Gather up the lines with the word "React" in them.

• Recorded information:
----
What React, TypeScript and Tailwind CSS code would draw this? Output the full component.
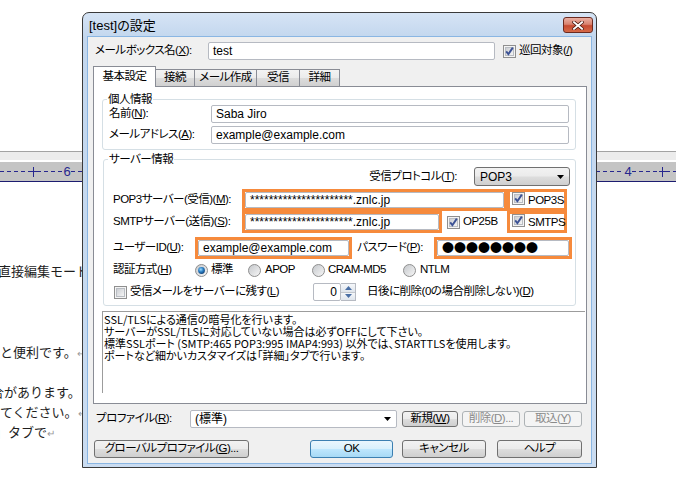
import React from "react";

const DASH =
  "h-px bg-[repeating-linear-gradient(90deg,#26268e_0px,#26268e_4px,transparent_4px,transparent_7px)]";

const U = ({ children }: { children: React.ReactNode }) => (
  <span className="underline underline-offset-[1px]">{children}</span>
);

const Check = ({ checked }: { checked?: boolean }) => (
  <svg width="13" height="13" viewBox="0 0 13 13" className="shrink-0">
    <defs>
      <linearGradient id="cbInner" x1="0" y1="0" x2="1" y2="1">
        <stop offset="0" stopColor="#c9ccd1" />
        <stop offset="1" stopColor="#f7f7f7" />
      </linearGradient>
    </defs>
    <rect x="0.5" y="0.5" width="12" height="12" fill="#f4f4f4" stroke="#8f8f8f" />
    <rect x="2.5" y="2.5" width="8" height="8" fill="url(#cbInner)" stroke="#b9bdc3" />
    {checked && (
      <path d="M3.2 6.4 L5.4 9.2 L9.8 2.6" fill="none" stroke="#3c5295" strokeWidth="1.9" />
    )}
  </svg>
);

const Radio = ({ checked }: { checked?: boolean }) => (
  <svg width="13" height="13" viewBox="0 0 13 13" className="shrink-0">
    <defs>
      <linearGradient id="rdBg" x1="0" y1="0" x2="1" y2="1">
        <stop offset="0" stopColor="#c3c6ca" />
        <stop offset="1" stopColor="#f8f8f8" />
      </linearGradient>
      <radialGradient id="rdDot" cx="0.4" cy="0.35" r="0.7">
        <stop offset="0" stopColor="#9edbff" />
        <stop offset="0.5" stopColor="#2b7fc4" />
        <stop offset="1" stopColor="#0f3e74" />
      </radialGradient>
    </defs>
    <circle cx="6.5" cy="6.5" r="6" fill="url(#rdBg)" stroke="#8f8f8f" />
    {checked && <circle cx="6.5" cy="6.5" r="3.4" fill="url(#rdDot)" />}
  </svg>
);

const Arrow = () => (
  <svg width="7" height="4" viewBox="0 0 7 4" className="shrink-0">
    <path d="M0 0H7L3.5 4Z" fill="#000" />
  </svg>
);

const Box = ({ className, children }: { className: string; children?: React.ReactNode }) => (
  <div
    className={
      "bg-white border border-[#b6bac2] rounded-[2px] flex items-center px-[4px] text-[12px] tracking-normal whitespace-nowrap overflow-hidden " +
      className
    }
  >
    {children}
  </div>
);

const BTN =
  "flex items-center justify-center rounded-[3px] border border-[#707070] bg-[linear-gradient(#f2f2f2,#ebebeb_48%,#dddddd_52%,#cfcfcf)] whitespace-nowrap";
const BTN_OFF =
  "flex items-center justify-center rounded-[3px] border border-[#adb2b5] bg-[#f4f4f4] text-[#8a8a8a] whitespace-nowrap";

function Background() {
  return (
    <div className="flex flex-col">
      <div className="h-[151px]" />
      <div className="h-px bg-[#a3a3a3]" />
      <div className="h-[8px] bg-[#ececec]" />
      <div className="h-[2px] bg-white" />
      <div className="h-[20px] bg-[#c4c4c4] border-b border-[#1c1c70] flex items-center text-[#26268e] text-[13px] leading-none">
        <div className={DASH + " w-[30px]"} />
        <div className="w-[7px] h-[10px] flex justify-center bg-[linear-gradient(#26268e,#26268e)] bg-no-repeat bg-center bg-[length:100%_1px]">
          <div className="w-px h-full bg-[#26268e]" />
        </div>
        <div className={DASH + " w-[26px]"} />
        <div className="w-[8px] text-center">6</div>
        <div className={DASH + " flex-1"} />
        <div className="w-[8px] text-center">4</div>
        <div className={DASH + " w-[27px]"} />
        <div className="w-[7px] h-[10px] flex justify-center bg-[linear-gradient(#26268e,#26268e)] bg-no-repeat bg-center bg-[length:100%_1px]">
          <div className="w-px h-full bg-[#26268e]" />
        </div>
        <div className={DASH + " w-[10px]"} />
      </div>
      <div className="font-['Noto_Sans_CJK_JP',sans-serif] [font-feature-settings:normal] text-[13px] leading-[20px] text-[#1e1e1e] whitespace-nowrap">
        <div className="mt-[79px] h-[20px] -ml-[2px]">直接編集モード</div>
        <div className="mt-[61px] h-[20px]">
          と便利です。<span className="text-[10px] text-[#999]">↵</span>
        </div>
        <div className="mt-[20px] h-[20px] -ml-[9px]">合があります。</div>
        <div className="h-[20px]">
          てください。<span className="text-[10px] text-[#999]">↵</span>
        </div>
        <div className="h-[20px] -ml-[5px]">
          <span className="text-[#b03a6a]">」</span>タブで<span className="text-[10px] text-[#999]">↵</span>
        </div>
      </div>
    </div>
  );
}

function CloseBtn() {
  return (
    <div className="ml-auto w-[30px] h-[16px] rounded-[3px] border border-[#6b2a20] bg-[linear-gradient(#eab0a3,#d9826f_45%,#c64a31_55%,#d66a48)] flex items-center justify-center">
      <svg width="12" height="9" viewBox="0 0 12 9">
        <path d="M2 1.2L10 7.8M10 1.2L2 7.8" stroke="#4b1a12" strokeWidth="3.4" strokeLinecap="square" />
        <path d="M2 1.2L10 7.8M10 1.2L2 7.8" stroke="#fff" strokeWidth="1.9" strokeLinecap="square" />
      </svg>
    </div>
  );
}

function Tabs() {
  return (
    <div className="mt-[6px] h-[20px] flex items-end pl-[5px] whitespace-nowrap">
      <div className="relative z-10 -mb-px w-[63px] h-[21px] bg-white border border-b-0 border-[#898c95] flex items-start justify-center pt-[1px]">
        基本設定
      </div>
      {[
        ["接続", "w-[40px]"],
        ["メール作成", "w-[63px]"],
        ["受信", "w-[44px]"],
        ["詳細", "w-[41px]"],
      ].map(([t, w]) => (
        <div
          key={t}
          className={
            w +
            " -ml-px h-[17px] border border-b-0 border-[#898c95] bg-[linear-gradient(#f3f3f3,#ebebeb_50%,#dcdcdc_52%,#d0d0d0)] flex items-center justify-center"
          }
        >
          {t}
        </div>
      ))}
    </div>
  );
}

function Orange({ className, children }: { className: string; children?: React.ReactNode }) {
  return <div className={"border-[3px] border-[#f68a3c] flex items-stretch " + className}>{children}</div>;
}

function Panel() {
  return (
    <div className="relative ml-[5px] w-[494px] h-[318px] border border-[#898c95] bg-white flex flex-col whitespace-nowrap">
      <fieldset className="ml-[8px] mt-[6px] w-[474px] border border-[#d5dfe5] rounded-[3px] pb-[5px]">
        <legend className="ml-[4px] px-[1px] leading-[12px]">個人情報</legend>
        <div className="h-[18px] flex items-center pl-[6px]">
          <div className="w-[102px]">
            名前(<U>N</U>):
          </div>
          <Box className="w-[358px] h-[18px]">Saba Jiro</Box>
        </div>
        <div className="mt-[3px] h-[18px] flex items-center pl-[6px]">
          <div className="w-[102px]">
            メールアドレス(<U>A</U>):
          </div>
          <Box className="w-[358px] h-[18px]">example@example.com</Box>
        </div>
      </fieldset>

      <fieldset className="ml-[9px] mt-[3px] w-[473px] border border-[#d5dfe5] rounded-[3px] pb-[4px]">
        <legend className="ml-[4px] px-[1px] leading-[12px]">サーバー情報</legend>
        <div className="mt-[2px] h-[19px] flex items-center justify-end pr-[5px]">
          <div className="mr-[17px]">
            受信プロトコル(<U>T</U>):
          </div>
          <div className="w-[96px] h-[19px] rounded-[3px] border border-[#707070] bg-[linear-gradient(#f2f2f2,#ebebeb_48%,#dddddd_52%,#cfcfcf)] flex items-center justify-between pl-[5px] pr-[5px] text-[12px] tracking-normal">
            <span>POP3</span>
            <Arrow />
          </div>
        </div>

        <div className="mt-[3px] h-[22px] flex items-center pl-[9px]">
          <div className="w-[129px]">
            POP3サーバー(受信)(<U>M</U>):
          </div>
          <Orange className="w-[265px] h-[22px]">
            <Box className="flex-1">**********************.znlc.jp</Box>
          </Orange>
          <Orange className="w-[60px] h-[22px] items-center pl-[2px] gap-[3px]">
            <Check checked />
            <span>POP3S</span>
          </Orange>
        </div>

        <div className="h-[22px] flex items-center pl-[9px]">
          <div className="w-[129px]">
            SMTPサーバー(送信)(<U>S</U>):
          </div>
          <Orange className="w-[200px] h-[22px]">
            <Box className="flex-1">**********************.znlc.jp</Box>
          </Orange>
          <div className="w-[65px] flex items-center pl-[5px] gap-[3px]">
            <Check checked />
            <span>OP25B</span>
          </div>
          <Orange className="w-[60px] h-[22px] items-center pl-[2px] gap-[3px]">
            <Check checked />
            <span>SMTPS</span>
          </Orange>
        </div>

        <div className="mt-[4px] h-[22px] flex items-center pl-[9px]">
          <div className="w-[82px]">
            ユーザーID(<U>U</U>):
          </div>
          <Orange className="w-[157px] h-[22px]">
            <Box className="flex-1">example@example.com</Box>
          </Orange>
          <div className="w-[82px] pl-[5px]">
            パスワード(<U>P</U>):
          </div>
          <Orange className="w-[138px] h-[22px]">
            <Box className="flex-1 font-['Noto_Sans_CJK_JP',sans-serif] [font-feature-settings:normal]">●●●●●●●●</Box>
          </Orange>
        </div>

        <div className="mt-[2px] h-[18px] flex items-center pl-[9px]">
          <div className="w-[82px]">
            認証方式(<U>H</U>)
          </div>
          <div className="w-[53px] flex items-center gap-[3px]">
            <Radio checked />
            <span>標準</span>
          </div>
          <div className="w-[64px] flex items-center gap-[4px]">
            <Radio />
            <span>APOP</span>
          </div>
          <div className="w-[91px] flex items-center gap-[3px]">
            <Radio />
            <span>CRAM-MD5</span>
          </div>
          <div className="flex items-center gap-[4px]">
            <Radio />
            <span>NTLM</span>
          </div>
        </div>

        <div className="mt-[4px] h-[18px] flex items-center pl-[10px]">
          <div className="w-[199px] flex items-center gap-[3px]">
            <Check />
            <span>
              受信メールをサーバーに残す(<U>L</U>)
            </span>
          </div>
          <Box className="w-[28px] h-[18px] justify-end pr-[3px]">0</Box>
          <div className="w-[15px] h-[18px] flex flex-col border border-[#b6bac2] border-l-0">
            <div className="flex-1 border-b border-[#c2c6cc] bg-[linear-gradient(#f5f7fa,#dfe5ec)] flex items-center justify-center">
              <svg width="7" height="4" viewBox="0 0 7 4">
                <path d="M0 4H7L3.5 0Z" fill="#4a6fa5" />
              </svg>
            </div>
            <div className="flex-1 bg-[linear-gradient(#f5f7fa,#dfe5ec)] flex items-center justify-center">
              <svg width="7" height="4" viewBox="0 0 7 4">
                <path d="M0 0H7L3.5 4Z" fill="#4a6fa5" />
              </svg>
            </div>
          </div>
          <div className="ml-[11px]">
            日後に削除(0の場合削除しない)(<U>D</U>)
          </div>
        </div>
      </fieldset>

      <div className="ml-[8px] mt-[5px] w-[483px] h-[82px] border-l border-t border-[#9c9c9c] pl-[1px] pt-px font-['Noto_Sans_CJK_JP',sans-serif] text-[11px] leading-[12px] tracking-normal">
        <div>SSL/TLSによる通信の暗号化を行います。</div>
        <div>サーバーがSSL/TLSに対応していない場合は必ずOFFにして下さい。</div>
        <div>標準SSLポート (SMTP:465 POP3:995 IMAP4:993) 以外では、STARTTLSを使用します。</div>
        <div>ポートなど細かいカスタマイズは「詳細」タブで行います。</div>
      </div>
    </div>
  );
}

function Dialog() {
  return (
    <div className="absolute left-[82px] top-[12px] w-[515px] h-[456px] border border-[#3a3a3a] rounded-t-[7px] bg-[linear-gradient(#d6e4f5,#c3d7ee_24px,#cadcf1)] flex flex-col">
      <div className="h-[24px] flex items-center pl-[6px] pr-[3px]">
        <span className="text-[13px] leading-none">[test]の設定</span>
        <CloseBtn />
      </div>
      <div className="flex-1 px-[5px] pb-[4px] flex">
        <div className="flex-1 bg-[#f0f0f0] shadow-[0_0_0_1px_#8ab6e3] flex flex-col whitespace-nowrap text-[11.5px] tracking-[-0.5px]">
          <div className="mt-[5px] h-[18px] flex items-center pl-[7px]">
            <div className="w-[113px]">
              メールボックス名(<U>X</U>):
            </div>
            <Box className="w-[287px] h-[18px]">test</Box>
            <div className="ml-[8px] flex items-center gap-[3px]">
              <Check checked />
              <span>
                巡回対象(<U>/</U>)
              </span>
            </div>
          </div>

          <Tabs />
          <Panel />

          <div className="mt-[6px] h-[18px] flex items-center pl-[8px]">
            <div className="w-[94px]">
              プロファイル(<U>R</U>):
            </div>
            <Box className="w-[207px] h-[18px] justify-between pr-[5px]">
              <span>(標準)</span>
              <Arrow />
            </Box>
            <div className={BTN + " ml-[5px] w-[56px] h-[16px]"}>
              新規(<U>W</U>)
            </div>
            <div className={BTN_OFF + " ml-[4px] w-[58px] h-[16px]"}>
              削除(<U>D</U>)...
            </div>
            <div className={BTN_OFF + " ml-[4px] w-[58px] h-[16px]"}>
              取込(<U>Y</U>)
            </div>
          </div>

          <div className="mt-[12px] h-[18px] flex items-center pl-[6px]">
            <div className={BTN + " w-[155px] h-[18px]"}>
              グローバルプロファイル(<U>G</U>)...
            </div>
            <div className="ml-[61px] w-[83px] h-[18px] rounded-[3px] border border-[#3c7fb1] bg-[linear-gradient(#eaf6fd,#d9f0fc_48%,#bee6fd_52%,#a7d9f5)] flex items-center justify-center">
              OK
            </div>
            <div className={BTN + " ml-[9px] w-[84px] h-[18px]"}>キャンセル</div>
            <div className={BTN + " ml-[11px] w-[85px] h-[18px]"}>ヘルプ</div>
          </div>
        </div>
      </div>
    </div>
  );
}

export default function App() {
  return (
    <div className="relative w-[676px] h-[481px] overflow-hidden bg-white font-['Liberation_Sans','Noto_Sans_CJK_JP',sans-serif] text-black text-[12px] [font-feature-settings:'palt']">
      <Background />
      <Dialog />
    </div>
  );
}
----
• Expected answer:
What React, TypeScript and Tailwind CSS code would draw this? Output the full component.
import React from "react";
const U = ({ children }: { children: React.ReactNode }) => (
const Box = ({ className, children }: { className: string; children?: React.ReactNode }) => (
function Orange({ className, children }: { className: string; children?: React.ReactNode }) {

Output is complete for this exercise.